The aforementioned known system environment suffers from several shortcomings that inhibit its effectiveness in the current business environment. First, this environment suffers from inconsistent application “look and feel” because it contains a mix of mainframe and client/server systems. From a user presentation perspective, character-based mainframe applications operate in a fundamentally different manner from those server applications that were developed employing a graphical user interface (GUI). Even applications written for the same platform (i.e., for the same mainframe or server) do not employ a consistent mode of operation; thus, inhibiting user productivity. Second, there is a lack of interoperability. The applications of the known environment were, for the most part, independently developed from one another and do not share common data. Numerous situations exist where, in order for the user to carry out a business transaction, data must be re-keyed into multiple applications that behave inconsistently.
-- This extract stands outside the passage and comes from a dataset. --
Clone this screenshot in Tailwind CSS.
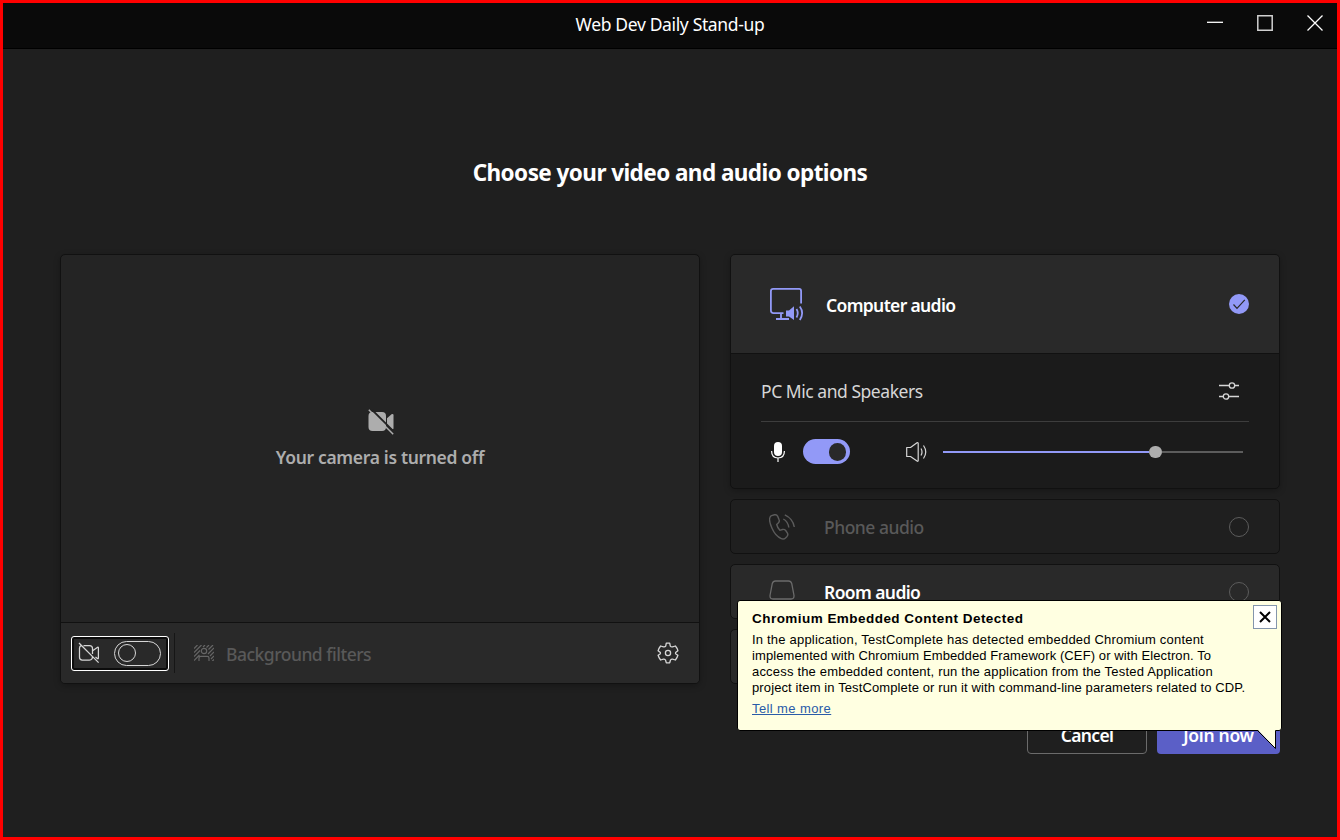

This is not only undesirable from a productivity perspective, but may cause data synchronization problems in cases where information is incorrectly entered. Third, there is a lack of reuse. In other words, a problem caused by the lack of synergy between the current applications is that code that should be common to all applications is often reinvented. For example, slightly different code for validating office codes of an insurance agent as a system user may exist in many system applications, where a single, standard approach to performing this function would be sufficient. Fourth, as noted above, the known client/server applications are typically written such that data is created and manipulated at the server level, and forwarded to the mainframe for permanent storage upon completion of a unit of work. This technique of remote data access consumes considerable network bandwidth, and ideally should be discarded in favor of an infrastructure strategy that allows data to be manipulated closer to its source.